Kernel release status
For those just tuning in, 2.6.9 includes a lot of NTFS updates, block I/O barrier support, a patch allowing unprivileged process to lock small amounts of memory in RAM, a new USB storage driver, cluster-wide file locking infrastructure, completely out-of-line spinlocks, AMD dual-core support, support for the POSIX waitid() system call, KProbes, USB "on the go" support, the "flex mmap" user-space memory layout, m32r architecture support, a bunch of latency-reduction work, and lots of fixes. See the (lengthy) changelog for a full list of changes since 2.6.8.

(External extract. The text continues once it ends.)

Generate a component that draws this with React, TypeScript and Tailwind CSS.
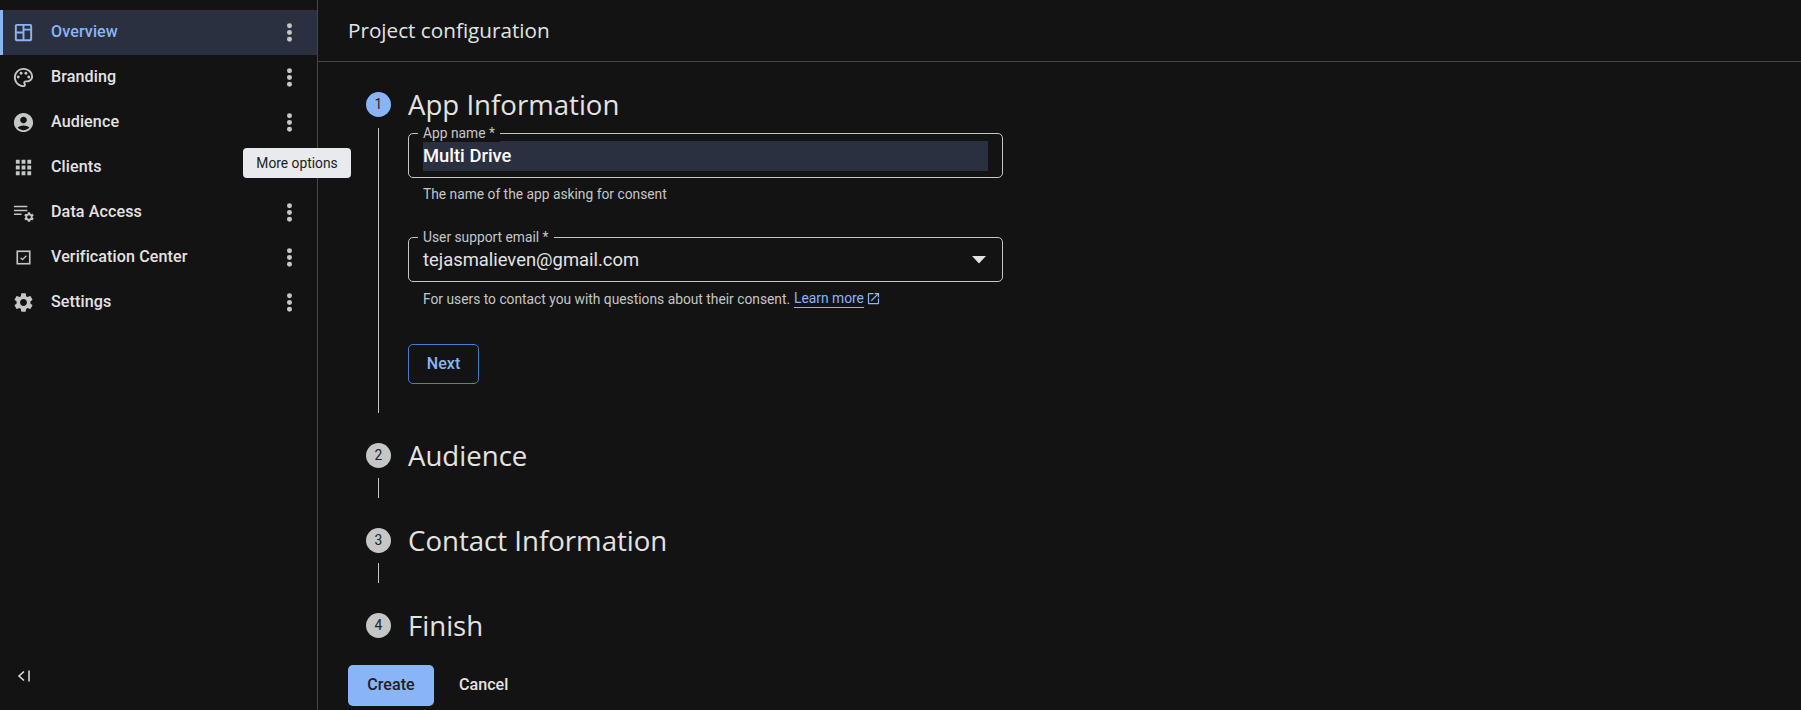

There have been no 2.6.10 prepatches released yet, but the floodgates have certainly opened; several hundred changesets have found their way into Linus's BitKeeper repository. These include a set of SCSI updates, a big rework of the IRQ subsystem (pulling lots of duplicated code into a single, generic core - no functional changes), some software suspend fixes, a number of scheduler tweaks, CDRW packet writing support, switchable and loadable I/O schedulers, a new version of the completely fair queueing (CFQ) I/O scheduler, the removal of the (unused) wake_up_all_sync() function, a simple generic circular buffer implementation, a big USB update, version 17 of the wireless extensions API, the kernel events notification mechanism, a patch changing the core device model function exports to GPL-only, a PCI subsystem update, the BSD "secure levels" security module, and lots of fixes.
Andrew Morton has not released any -mm patches over the last week.
The current 2.4 prepatch is still 2.4.28-pre4; Marcelo has not
released any prepatches since October 8.